This week, Groq, a pioneer in AI and ML systems, stated that it has adopted a new large language model (LLM), LLaMA chatbot technology from Meta, and a suggested replacement for ChatGPT to run on its platforms.
On February 24th, Facebookparent ®’s company, Meta, launched LLaMA, which chatbots may utilize to produce writing that sounds human. After downloading the model three days later, the Groq team had eight GroqChip inference processors running it on a commercial GroqNodeTM server within a few days. This is a development activity that frequently requires a bigger team of engineers to finish weeks or months later than Groq was able to do with only a small group from its compiler team.
Jonathan Ross, CEO and founder of Groq said, “This speed of development at Groq validates that our generalizable compiler and software-defined hardware approach is keeping up with the accelerating pace of LLM innovation–something traditional kernel-based approaches struggle with.”
While Meta researchers initially created LLaMA for NVIDIATM processors, Groq’s quick LLaMA bring-up is a very special and significant milestone. Engineers from Groq successfully ran a cutting-edge model on their technology to show off GroqChip as a ready-to-use replacement for existing technologies. Customers will require solutions that offer real time-to-production advantages, lowering developer complexity for quick iteration, as generative AI carves out a niche for itself in the market and transformers accelerate the speed of Technology development.

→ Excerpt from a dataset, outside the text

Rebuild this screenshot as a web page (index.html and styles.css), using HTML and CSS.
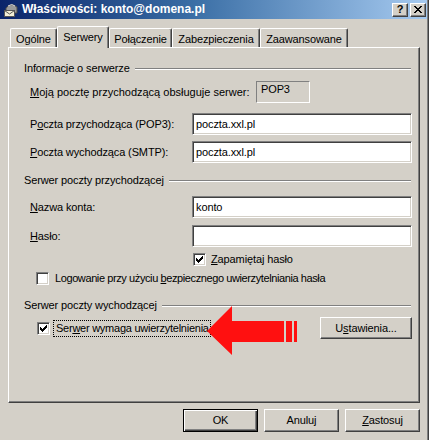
FILE: index.html
```html
<!DOCTYPE html>
<html lang="pl">
<head>
<meta charset="utf-8">
<title>Właściwości: konto@domena.pl</title>
<link rel="stylesheet" href="styles.css">
</head>
<body>
<div class="window">
  <div class="titlebar">
    <svg class="app-icon" width="16" height="16" viewBox="0 0 16 16">
      <path d="M3 6 Q8 0 14 5 L14 11 L3 11 Z" fill="#9a9a9a" stroke="#4a4a4a" stroke-width="1"/>
      <path d="M5 4 Q9 1 12 4" fill="none" stroke="#d8d8d8" stroke-width="1"/>
      <rect x="1.5" y="8.5" width="10" height="6" fill="#f4f0d8" stroke="#555" stroke-width="1"/>
      <path d="M1.5 8.5 L6.5 12 L11.5 8.5" fill="none" stroke="#555" stroke-width="1"/>
    </svg>
    <span class="title">Właściwości: konto@domena.pl</span>
    <div class="caption-btns">
      <div class="cap cap-help">?</div>
      <div class="cap">
        <svg width="8" height="7" viewBox="0 0 8 7" shape-rendering="crispEdges">
          <path d="M0 0h2v1h-2z M6 0h2v1h-2z M1 1h2v1h-2z M5 1h2v1h-2z M2 2h4v1h-4z M3 3h2v1h-2z M2 4h4v1h-4z M1 5h2v1h-2z M5 5h2v1h-2z M0 6h2v1h-2z M6 6h2v1h-2z" fill="#000"/>
        </svg>
      </div>
    </div>
  </div>
  <div class="client">
    <div class="tabs">
      <div class="tab tab-ogolne">Ogólne</div>
      <div class="tab tab-serwery selected">Serwery</div>
      <div class="tab tab-polaczenie">Połączenie</div>
      <div class="tab tab-zabezp">Zabezpieczenia</div>
      <div class="tab tab-zaaw">Zaawansowane</div>
    </div>
    <div class="panel">
      <div class="group g1"><span>Informacje o serwerze</span><div class="group-line"></div></div>

      <div class="field-row r-moja">
        <span class="moja-label"><u>M</u>oją pocztę przychodzącą obsługuje serwer:</span>
        <div class="ro-box">POP3</div>
      </div>

      <div class="field-row r-pop3">
        <span class="field-label">P<u>o</u>czta przychodząca (POP3):</span>
        <div class="input">poczta.xxl.pl</div>
      </div>

      <div class="field-row r-smtp">
        <span class="field-label"><u>P</u>oczta wychodząca (SMTP):</span>
        <div class="input">poczta.xxl.pl</div>
      </div>

      <div class="group g2"><span>Serwer poczty przychodzącej</span><div class="group-line"></div></div>

      <div class="field-row r-nazwa">
        <span class="field-label"><u>N</u>azwa konta:</span>
        <div class="input">konto</div>
      </div>

      <div class="field-row r-haslo">
        <span class="field-label"><u>H</u>asło:</span>
        <div class="input"></div>
      </div>

      <div class="check-row r-zapamietaj">
        <div class="checkbox">
          <svg width="7" height="7" viewBox="0 0 7 7" shape-rendering="crispEdges"><path d="M0 2h1v3h-1z M1 3h1v3h-1z M2 4h1v3h-1z M3 3h1v3h-1z M4 2h1v3h-1z M5 1h1v3h-1z M6 0h1v3h-1z" fill="#000"/></svg>
        </div>
        <span class="check-text"><u>Z</u>apamiętaj hasło</span>
      </div>

      <div class="check-row r-logowanie">
        <div class="checkbox"></div>
        <span class="check-text">Logowanie przy użyciu <u>b</u>ezpiecznego uwierzytelniania hasła</span>
      </div>

      <div class="group g3"><span>Serwer poczty wychodzącej</span><div class="group-line"></div></div>

      <div class="last-row">
        <div class="checkbox">
          <svg width="7" height="7" viewBox="0 0 7 7" shape-rendering="crispEdges"><path d="M0 2h1v3h-1z M1 3h1v3h-1z M2 4h1v3h-1z M3 3h1v3h-1z M4 2h1v3h-1z M5 1h1v3h-1z M6 0h1v3h-1z" fill="#000"/></svg>
        </div>
        <span class="focus-label">Ser<u>w</u>er wymaga uwierzytelnienia</span>
        <div class="btn btn-settings">U<u>s</u>tawienia...</div>
      </div>
    </div>
    <div class="buttons">
      <div class="btn btn-default">OK</div>
      <div class="btn">Anuluj</div>
      <div class="btn"><u>Z</u>astosuj</div>
    </div>
  </div>
</div>
<svg class="arrow" width="432" height="440" viewBox="0 0 432 440">
  <polygon points="207,331 232,306 232,321 284,321 284,342 232,342 232,355" fill="#ff1010"/>
  <rect x="286" y="321" width="6" height="21" fill="#ff1010"/>
  <rect x="294" y="321" width="3" height="21" fill="#ff1010"/>
</svg>
</body>
</html>
```
FILE: styles.css
```css
* { box-sizing: border-box; }

body {
  margin: 0;
  width: 432px;
  height: 440px;
  overflow: hidden;
  position: relative;
  background: #ffffff;
  font-family: "Liberation Sans", Arial, sans-serif;
  font-size: 11px;
  line-height: 13px;
  letter-spacing: -0.12px;
  color: #000;
}

u { text-decoration: underline; text-underline-offset: 1px; }

.window {
  width: 429px;
  height: 440px;
  background: #d4d0c8;
  border-right: 1px solid #404040;
  box-shadow: inset -1px 0 #808080;
  display: flex;
  flex-direction: column;
}

.titlebar {
  height: 19px;
  margin-right: 1px;
  background: linear-gradient(to right, #0a246a 0%, #3a6ea5 45%, #a6caf0 100%);
  display: flex;
  align-items: center;
}

.app-icon { margin-left: 3px; flex: none; }

.title {
  margin-left: 3px;
  color: #fff;
  font-weight: bold;
  font-size: 12px;
  letter-spacing: 0;
}

.caption-btns {
  margin-left: auto;
  margin-right: 1px;
  display: flex;
  gap: 2px;
}

.cap {
  width: 16px;
  height: 14px;
  background: #d4d0c8;
  border-top: 1px solid #fff;
  border-left: 1px solid #fff;
  border-right: 1px solid #404040;
  border-bottom: 1px solid #404040;
  box-shadow: inset -1px -1px #808080;
  display: flex;
  align-items: center;
  justify-content: center;
}

.cap-help {
  font-weight: bold;
  font-size: 11px;
  line-height: 11px;
}

.client {
  padding-left: 8px;
  padding-right: 8px;
  flex: 1;
  display: flex;
  flex-direction: column;
}

.tabs {
  display: flex;
  align-items: flex-end;
  height: 21px;
  margin-top: 7px;
  padding-left: 2px;
  position: relative;
  z-index: 1;
}

.tab {
  height: 19px;
  background: #d4d0c8;
  border-top: 1px solid #fff;
  border-left: 1px solid #fff;
  border-right: 1px solid #404040;
  border-radius: 2px 2px 0 0;
  box-shadow: inset -1px 0 #808080;
  text-align: center;
  padding-top: 4px;
  white-space: nowrap;
}

.tab.selected {
  height: 22px;
  margin-bottom: -1px;
  padding-top: 4px;
}

.tab-ogolne { width: 47px; }
.tab-serwery { width: 52px; }
.tab-polaczenie { width: 63px; }
.tab-zabezp { width: 88px; }
.tab-zaaw { width: 88px; }

.panel {
  height: 356px;
  border-top: 1px solid #fff;
  border-left: 1px solid #fff;
  border-right: 1px solid #404040;
  border-bottom: 1px solid #404040;
  box-shadow: inset -1px -1px #808080;
  display: flex;
  flex-direction: column;
  white-space: nowrap;
}

.group {
  display: flex;
  align-items: center;
  height: 13px;
  padding-left: 15px;
  padding-right: 8px;
}

.group-line {
  flex: 1;
  height: 2px;
  border-top: 1px solid #808080;
  border-bottom: 1px solid #fff;
  margin-left: 5px;
  margin-top: 1px;
}

.g1 { margin-top: 14px; }
.g2 { margin-top: 11px; }
.g3 { margin-top: 14px; }

.field-row {
  display: flex;
  align-items: center;
  height: 22px;
  padding-left: 21px;
  padding-right: 7px;
}

.r-moja { margin-top: 6px; align-items: flex-start; }
.r-pop3 { margin-top: 10px; }
.r-smtp { margin-top: 6px; }
.r-nazwa { margin-top: 9px; }
.r-haslo { margin-top: 7px; }

.moja-label { width: 226px; align-self: center; letter-spacing: 0; }

.ro-box {
  width: 54px;
  height: 22px;
  border-top: 1px solid #808080;
  border-left: 1px solid #808080;
  border-right: 1px solid #fff;
  border-bottom: 1px solid #fff;
  padding: 1px 0 0 4px;
}

.field-label { width: 162px; flex: none; }

.input {
  flex: 1;
  height: 22px;
  background: #fff;
  border-top: 1px solid #808080;
  border-left: 1px solid #808080;
  border-right: 1px solid #fff;
  border-bottom: 1px solid #fff;
  box-shadow: inset 1px 1px #404040, inset -1px -1px #d4d0c8;
  padding: 4px 0 0 3px;
}

.check-row {
  display: flex;
  align-items: center;
  height: 13px;
}

.r-zapamietaj { margin-top: 6px; padding-left: 184px; }
.r-logowanie { margin-top: 6px; padding-left: 27px; }

.checkbox {
  width: 13px;
  height: 13px;
  flex: none;
  background: #fff;
  border-top: 1px solid #808080;
  border-left: 1px solid #808080;
  border-right: 1px solid #fff;
  border-bottom: 1px solid #fff;
  box-shadow: inset 1px 1px #404040, inset -1px -1px #d4d0c8;
  display: flex;
  align-items: center;
  justify-content: center;
}

.check-text { margin-left: 5px; }
.r-logowanie .check-text { margin-left: 6px; letter-spacing: -0.4px; }

.last-row {
  display: flex;
  align-items: center;
  height: 22px;
  margin-top: 5px;
  padding-left: 28px;
  padding-right: 7px;
}

.focus-label {
  margin-left: 3px;
  padding: 1px 1px 1px 2px;
  border: 1px dotted #000;
  letter-spacing: -0.25px;
}

.btn {
  height: 23px;
  width: 75px;
  background: #d4d0c8;
  border-top: 1px solid #fff;
  border-left: 1px solid #fff;
  border-right: 1px solid #404040;
  border-bottom: 1px solid #404040;
  box-shadow: inset -1px -1px #808080;
  display: flex;
  align-items: center;
  justify-content: center;
}

.btn-settings {
  margin-left: auto;
  width: 92px;
  height: 22px;
}

.btn-default {
  border: 1px solid #000;
  box-shadow: inset 1px 1px #fff, inset -1px -1px #404040, inset -2px -2px #808080;
}

.buttons {
  display: flex;
  justify-content: flex-end;
  gap: 6px;
  margin-top: 6px;
}

.arrow {
  position: absolute;
  left: 0;
  top: 0;
  pointer-events: none;
}
```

Bill Xing, Tech Lead Manager, ML Compiler at Groq said, “The complexity of computing platforms is permeating into user code and slowing down innovation. Groq is reversing this trend. Since we’re working on models that were trained on Nvidia GPUs, the first step of porting customer workloads to Groq is removing non-portable, vendor-specific code targeted for specific vendors and architectures. This might include replacing vendor-specific code calling kernels, removing manual parallelism or memory semantics, etc. The resulting code ends up looking a lot simpler and more elegant. Imagine not having to do all that ‘performance engineering’ in the first place to achieve stellar performance! This also helps by not locking a business down to a specific vendor.”